### [AIM OF THE TASK]
Write out all lines holding the word "this".

### [EXTRACTED INFORMATION]
....................

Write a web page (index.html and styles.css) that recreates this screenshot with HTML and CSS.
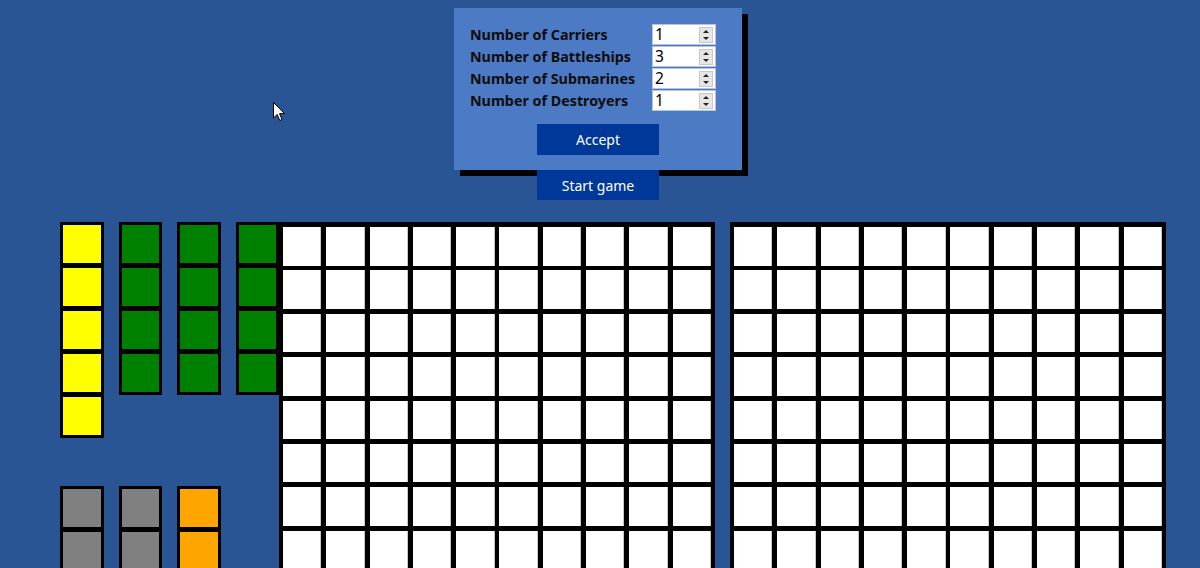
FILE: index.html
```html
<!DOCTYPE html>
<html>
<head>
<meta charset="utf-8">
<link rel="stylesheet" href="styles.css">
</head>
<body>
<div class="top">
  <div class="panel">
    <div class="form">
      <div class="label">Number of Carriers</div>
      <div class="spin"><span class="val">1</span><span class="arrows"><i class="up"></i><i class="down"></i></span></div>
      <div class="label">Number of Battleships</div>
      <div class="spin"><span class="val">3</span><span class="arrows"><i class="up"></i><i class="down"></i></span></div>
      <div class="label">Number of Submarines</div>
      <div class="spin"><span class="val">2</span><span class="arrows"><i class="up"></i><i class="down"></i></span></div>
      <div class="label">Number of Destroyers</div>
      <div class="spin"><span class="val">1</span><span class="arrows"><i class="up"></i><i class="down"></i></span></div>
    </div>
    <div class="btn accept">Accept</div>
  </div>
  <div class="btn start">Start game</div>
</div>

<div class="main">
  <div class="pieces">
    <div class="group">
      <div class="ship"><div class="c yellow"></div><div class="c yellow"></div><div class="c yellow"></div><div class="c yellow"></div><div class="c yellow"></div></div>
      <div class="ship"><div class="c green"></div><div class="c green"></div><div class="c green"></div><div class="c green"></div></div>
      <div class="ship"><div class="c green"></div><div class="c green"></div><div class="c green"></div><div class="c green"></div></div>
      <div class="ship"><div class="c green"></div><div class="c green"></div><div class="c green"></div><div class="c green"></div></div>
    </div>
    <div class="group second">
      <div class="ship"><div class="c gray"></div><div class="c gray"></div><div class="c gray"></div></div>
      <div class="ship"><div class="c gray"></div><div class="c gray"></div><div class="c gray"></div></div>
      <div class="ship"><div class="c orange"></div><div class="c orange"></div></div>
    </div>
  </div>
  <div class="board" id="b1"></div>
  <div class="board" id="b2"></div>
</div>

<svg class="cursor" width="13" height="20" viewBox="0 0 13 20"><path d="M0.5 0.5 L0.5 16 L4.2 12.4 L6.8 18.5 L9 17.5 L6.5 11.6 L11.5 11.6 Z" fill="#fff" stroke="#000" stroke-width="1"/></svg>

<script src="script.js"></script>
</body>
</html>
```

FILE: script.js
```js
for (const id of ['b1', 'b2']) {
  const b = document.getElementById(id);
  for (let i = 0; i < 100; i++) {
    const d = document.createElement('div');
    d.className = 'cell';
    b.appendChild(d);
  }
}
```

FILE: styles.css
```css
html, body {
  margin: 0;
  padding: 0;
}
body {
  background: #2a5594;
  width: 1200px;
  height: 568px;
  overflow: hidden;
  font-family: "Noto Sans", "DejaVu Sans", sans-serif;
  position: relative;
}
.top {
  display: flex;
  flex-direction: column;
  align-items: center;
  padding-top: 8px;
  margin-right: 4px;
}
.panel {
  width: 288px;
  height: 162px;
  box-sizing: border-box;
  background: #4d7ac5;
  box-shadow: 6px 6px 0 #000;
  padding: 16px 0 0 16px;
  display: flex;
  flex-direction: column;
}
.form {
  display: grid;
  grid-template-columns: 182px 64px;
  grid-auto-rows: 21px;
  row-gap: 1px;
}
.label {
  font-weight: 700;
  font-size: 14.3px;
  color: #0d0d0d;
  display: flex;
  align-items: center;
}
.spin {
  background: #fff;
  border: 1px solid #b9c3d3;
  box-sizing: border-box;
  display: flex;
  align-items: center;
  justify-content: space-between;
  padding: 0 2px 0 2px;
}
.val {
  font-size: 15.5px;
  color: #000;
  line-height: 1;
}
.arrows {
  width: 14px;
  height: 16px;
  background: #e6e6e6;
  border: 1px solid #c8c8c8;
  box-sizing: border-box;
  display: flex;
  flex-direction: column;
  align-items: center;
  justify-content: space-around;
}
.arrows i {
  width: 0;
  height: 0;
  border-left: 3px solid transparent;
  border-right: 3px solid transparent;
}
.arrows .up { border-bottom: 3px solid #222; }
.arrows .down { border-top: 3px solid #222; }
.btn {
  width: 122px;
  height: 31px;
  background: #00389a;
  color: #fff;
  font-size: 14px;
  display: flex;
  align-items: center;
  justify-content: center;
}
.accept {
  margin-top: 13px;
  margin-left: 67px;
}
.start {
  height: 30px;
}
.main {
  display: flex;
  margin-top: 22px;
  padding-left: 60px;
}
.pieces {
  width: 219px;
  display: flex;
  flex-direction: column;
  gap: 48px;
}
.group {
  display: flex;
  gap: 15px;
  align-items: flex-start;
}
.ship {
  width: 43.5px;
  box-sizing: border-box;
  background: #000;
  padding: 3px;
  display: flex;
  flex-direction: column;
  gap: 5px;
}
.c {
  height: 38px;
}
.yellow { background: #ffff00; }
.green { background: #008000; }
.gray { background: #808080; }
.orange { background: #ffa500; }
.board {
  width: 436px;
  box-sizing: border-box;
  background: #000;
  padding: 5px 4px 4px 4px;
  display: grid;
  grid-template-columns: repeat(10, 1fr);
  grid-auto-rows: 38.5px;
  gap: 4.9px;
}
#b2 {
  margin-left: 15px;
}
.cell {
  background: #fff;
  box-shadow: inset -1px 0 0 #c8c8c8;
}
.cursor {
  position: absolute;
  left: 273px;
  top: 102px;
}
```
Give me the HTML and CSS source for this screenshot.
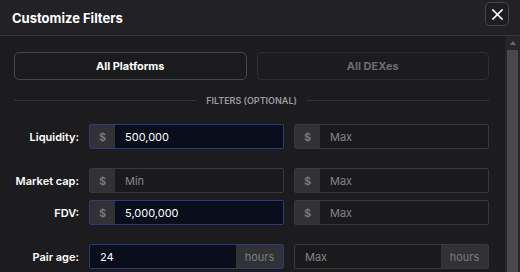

....................

### [EXERCISE SOLUTION]
Write a web page (index.html and styles.css) that recreates this screenshot with HTML and CSS.
Give me the HTML and CSS source for this screenshot.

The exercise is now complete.